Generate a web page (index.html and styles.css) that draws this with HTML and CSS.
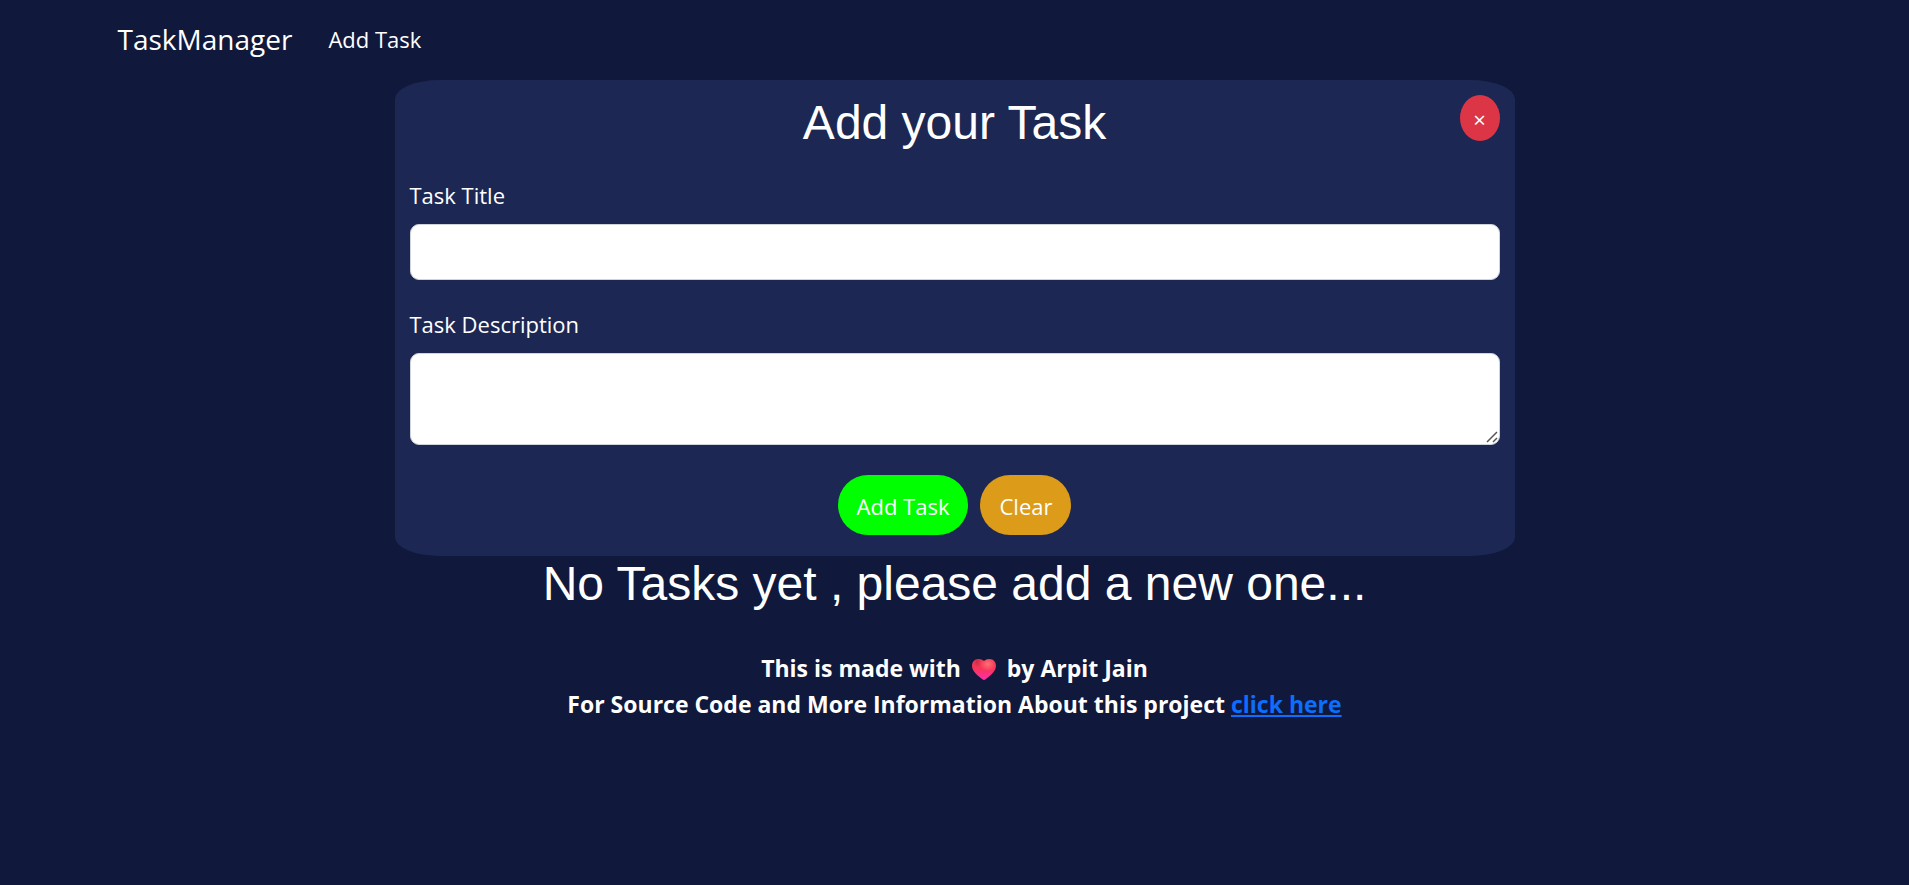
FILE: index.html
```html
<!DOCTYPE html>
<html lang="en">
<head>
<meta charset="utf-8">
<meta name="viewport" content="width=device-width, initial-scale=1">
<title>TaskManager</title>
<link rel="stylesheet" href="styles.css">
</head>
<body>
<nav class="navbar">
  <a class="brand" href="#">TaskManager</a>
  <a class="nav-link" href="#add-task">Add Task</a>
</nav>
<main>
  <form class="card" id="add-task">
    <button class="close" type="button" aria-label="Close">×</button>
    <h1 class="heading">Add your Task</h1>
    <div class="field">
      <label class="label" for="title">Task Title</label>
      <input class="control" id="title" type="text">
    </div>
    <div class="field">
      <label class="label" for="description">Task Description</label>
      <div class="area-wrap">
        <textarea class="control area" id="description"></textarea>
        <svg class="grip" viewBox="0 0 12 12" aria-hidden="true">
          <path d="M1 11L11 1M7 11L11 7" fill="none" stroke="#555" stroke-width="1.500"/>
        </svg>
      </div>
    </div>
    <div class="actions">
      <button class="btn btn-add" type="button">Add Task</button>
      <button class="btn btn-clear" type="reset">Clear</button>
    </div>
  </form>
  <h2 class="heading">No Tasks yet , please add a new one...</h2>
</main>
<footer class="footer">
  <p class="line">This is made with
    <svg class="heart" viewBox="0 0 24 21" role="img" aria-label="love">
      <defs>
        <linearGradient id="base" x1="0" y1="0" x2="0" y2="1">
          <stop offset="0" stop-color="#e8384f"/>
          <stop offset="0.5" stop-color="#f9345c"/>
          <stop offset="1" stop-color="#fb2fb0"/>
        </linearGradient>
        <radialGradient id="shine" cx="0.66" cy="0.24" r="0.34">
          <stop offset="0" stop-color="#ff7078"/>
          <stop offset="1" stop-color="#ff7078" stop-opacity="0"/>
        </radialGradient>
        <radialGradient id="shade" cx="0.42" cy="0.14" r="0.26">
          <stop offset="0" stop-color="#c42840" stop-opacity="0.8"/>
          <stop offset="1" stop-color="#c42840" stop-opacity="0"/>
        </radialGradient>
      </defs>
      <path fill="url(#base)" d="M12 2C10.500.7 8.800 0 6.600 0 2.800 0 0 2.800 0 6.700c0 5.600 5.700 9.800 10.700 13.800.8.600 1.800.600 2.600 0C18.300 16.500 24 12.300 24 6.700 24 2.800 21.200 0 17.400 0 15.200 0 13.500.7 12 2z"/>
      <path fill="url(#shade)" d="M12 2C10.500.7 8.800 0 6.600 0 2.800 0 0 2.800 0 6.700c0 5.600 5.700 9.800 10.700 13.800L12 21z"/>
      <path fill="url(#shine)" d="M12 2C10.500.7 8.800 0 6.600 0 2.800 0 0 2.800 0 6.700c0 5.600 5.700 9.800 10.700 13.800.8.600 1.800.600 2.600 0C18.300 16.500 24 12.300 24 6.700 24 2.800 21.200 0 17.400 0 15.200 0 13.500.7 12 2z"/>
    </svg>
    by Arpit Jain</p>
  <p class="line">For Source Code and More Information About this project <a class="source" href="#">click here</a></p>
</footer>
</body>
</html>
```
FILE: styles.css
```css
* {
  box-sizing: border-box;
}

body {
  margin: 0;
  background: #10183b;
  color: #fff;
  font-family: "Open Sans", "Noto Sans", sans-serif;
  font-size: 22px;
  line-height: 36px;
}

.navbar {
  display: flex;
  align-items: center;
  gap: 36px;
  max-width: 1710px;
  min-height: 80px;
  margin: 0 auto;
  padding: 0 18px 2px;
}

.brand,
.nav-link {
  color: #fff;
  text-decoration: none;
}

.brand {
  font-size: 28px;
}

.card {
  position: relative;
  width: 90%;
  max-width: 1120px;
  margin: 0 auto;
  padding: 15px 15px 21px;
  background: #1d2753;
  border-radius: 4%;
}

.heading {
  margin: 0;
  font-family: "Liberation Sans", Arial, sans-serif;
  font-size: 48px;
  font-weight: 400;
  line-height: 56px;
  text-align: center;
}

.close {
  position: absolute;
  top: 15px;
  right: 15px;
  width: 40px;
  height: 46px;
  padding: 2px 0 0;
  border: 0;
  border-radius: 50%;
  background: #dc3545;
  color: #fff;
  font-family: "Open Sans", sans-serif;
  font-size: 22px;
}

.field {
  display: flex;
  flex-direction: column;
  gap: 11px;
  padding-top: 26px;
}

.control {
  display: block;
  width: 100%;
  height: 56px;
  padding: 9px 18px;
  border: 1px solid #ced4da;
  border-radius: 9px;
  background: #fff;
  color: #212529;
  font: inherit;
}

.area-wrap {
  position: relative;
}

.area {
  height: 92px;
  resize: vertical;
}

.area::-webkit-resizer {
  background: transparent;
}

.grip {
  position: absolute;
  right: 2px;
  bottom: 2px;
  width: 12px;
  height: 12px;
  pointer-events: none;
}

.actions {
  display: flex;
  justify-content: center;
  gap: 12px;
  padding-top: 30px;
}

.btn {
  height: 60px;
  padding: 2px 19px 0;
  border: 0;
  border-radius: 30px;
  color: #fff;
  font: inherit;
}

.btn-add {
  background: #0f0;
}

.btn-clear {
  background: #dc9b18;
}

.footer {
  padding-top: 38px;
  font-size: 23px;
  font-weight: 700;
  text-align: center;
}

.line {
  margin: 0;
}

.heart {
  width: 24px;
  height: 21px;
  margin: 0 5px;
  vertical-align: -3px;
}

.source {
  color: #0d6efd;
}
```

□ □ □ □ □

- [Exercise description]
Write out the whole listing exactly, and drop the pictures.

- [The output]
Generate a web page (index.html and styles.css) that draws this with HTML and CSS.
FILE: index.html
```html
<!DOCTYPE html>
<html lang="en">
<head>
<meta charset="utf-8">
<meta name="viewport" content="width=device-width, initial-scale=1">
<title>TaskManager</title>
<link rel="stylesheet" href="styles.css">
</head>
<body>
<nav class="navbar">
  <a class="brand" href="#">TaskManager</a>
  <a class="nav-link" href="#add-task">Add Task</a>
</nav>
<main>
  <form class="card" id="add-task">
    <button class="close" type="button" aria-label="Close">×</button>
    <h1 class="heading">Add your Task</h1>
    <div class="field">
      <label class="label" for="title">Task Title</label>
      <input class="control" id="title" type="text">
    </div>
    <div class="field">
      <label class="label" for="description">Task Description</label>
      <div class="area-wrap">
        <textarea class="control area" id="description"></textarea>
        <svg class="grip" viewBox="0 0 12 12" aria-hidden="true">
          <path d="M1 11L11 1M7 11L11 7" fill="none" stroke="#555" stroke-width="1.500"/>
        </svg>
      </div>
    </div>
    <div class="actions">
      <button class="btn btn-add" type="button">Add Task</button>
      <button class="btn btn-clear" type="reset">Clear</button>
    </div>
  </form>
  <h2 class="heading">No Tasks yet , please add a new one...</h2>
</main>
<footer class="footer">
  <p class="line">This is made with
    <svg class="heart" viewBox="0 0 24 21" role="img" aria-label="love">
      <defs>
        <linearGradient id="base" x1="0" y1="0" x2="0" y2="1">
          <stop offset="0" stop-color="#e8384f"/>
          <stop offset="0.5" stop-color="#f9345c"/>
          <stop offset="1" stop-color="#fb2fb0"/>
        </linearGradient>
        <radialGradient id="shine" cx="0.66" cy="0.24" r="0.34">
          <stop offset="0" stop-color="#ff7078"/>
          <stop offset="1" stop-color="#ff7078" stop-opacity="0"/>
        </radialGradient>
        <radialGradient id="shade" cx="0.42" cy="0.14" r="0.26">
          <stop offset="0" stop-color="#c42840" stop-opacity="0.8"/>
          <stop offset="1" stop-color="#c42840" stop-opacity="0"/>
        </radialGradient>
      </defs>
      <path fill="url(#base)" d="M12 2C10.500.7 8.800 0 6.600 0 2.800 0 0 2.800 0 6.700c0 5.600 5.700 9.800 10.700 13.800.8.600 1.800.600 2.600 0C18.300 16.500 24 12.300 24 6.700 24 2.800 21.200 0 17.400 0 15.200 0 13.500.7 12 2z"/>
      <path fill="url(#shade)" d="M12 2C10.500.7 8.800 0 6.600 0 2.800 0 0 2.800 0 6.700c0 5.600 5.700 9.800 10.700 13.800L12 21z"/>
      <path fill="url(#shine)" d="M12 2C10.500.7 8.800 0 6.600 0 2.800 0 0 2.800 0 6.700c0 5.600 5.700 9.800 10.700 13.800.8.600 1.800.600 2.600 0C18.300 16.500 24 12.300 24 6.700 24 2.800 21.200 0 17.400 0 15.200 0 13.500.7 12 2z"/>
    </svg>
    by Arpit Jain</p>
  <p class="line">For Source Code and More Information About this project <a class="source" href="#">click here</a></p>
</footer>
</body>
</html>
```
FILE: styles.css
```css
* {
  box-sizing: border-box;
}

body {
  margin: 0;
  background: #10183b;
  color: #fff;
  font-family: "Open Sans", "Noto Sans", sans-serif;
  font-size: 22px;
  line-height: 36px;
}

.navbar {
  display: flex;
  align-items: center;
  gap: 36px;
  max-width: 1710px;
  min-height: 80px;
  margin: 0 auto;
  padding: 0 18px 2px;
}

.brand,
.nav-link {
  color: #fff;
  text-decoration: none;
}

.brand {
  font-size: 28px;
}

.card {
  position: relative;
  width: 90%;
  max-width: 1120px;
  margin: 0 auto;
  padding: 15px 15px 21px;
  background: #1d2753;
  border-radius: 4%;
}

.heading {
  margin: 0;
  font-family: "Liberation Sans", Arial, sans-serif;
  font-size: 48px;
  font-weight: 400;
  line-height: 56px;
  text-align: center;
}

.close {
  position: absolute;
  top: 15px;
  right: 15px;
  width: 40px;
  height: 46px;
  padding: 2px 0 0;
  border: 0;
  border-radius: 50%;
  background: #dc3545;
  color: #fff;
  font-family: "Open Sans", sans-serif;
  font-size: 22px;
}

.field {
  display: flex;
  flex-direction: column;
  gap: 11px;
  padding-top: 26px;
}

.control {
  display: block;
  width: 100%;
  height: 56px;
  padding: 9px 18px;
  border: 1px solid #ced4da;
  border-radius: 9px;
  background: #fff;
  color: #212529;
  font: inherit;
}

.area-wrap {
  position: relative;
}

.area {
  height: 92px;
  resize: vertical;
}

.area::-webkit-resizer {
  background: transparent;
}

.grip {
  position: absolute;
  right: 2px;
  bottom: 2px;
  width: 12px;
  height: 12px;
  pointer-events: none;
}

.actions {
  display: flex;
  justify-content: center;
  gap: 12px;
  padding-top: 30px;
}

.btn {
  height: 60px;
  padding: 2px 19px 0;
  border: 0;
  border-radius: 30px;
  color: #fff;
  font: inherit;
}

.btn-add {
  background: #0f0;
}

.btn-clear {
  background: #dc9b18;
}

.footer {
  padding-top: 38px;
  font-size: 23px;
  font-weight: 700;
  text-align: center;
}

.line {
  margin: 0;
}

.heart {
  width: 24px;
  height: 21px;
  margin: 0 5px;
  vertical-align: -3px;
}

.source {
  color: #0d6efd;
}
```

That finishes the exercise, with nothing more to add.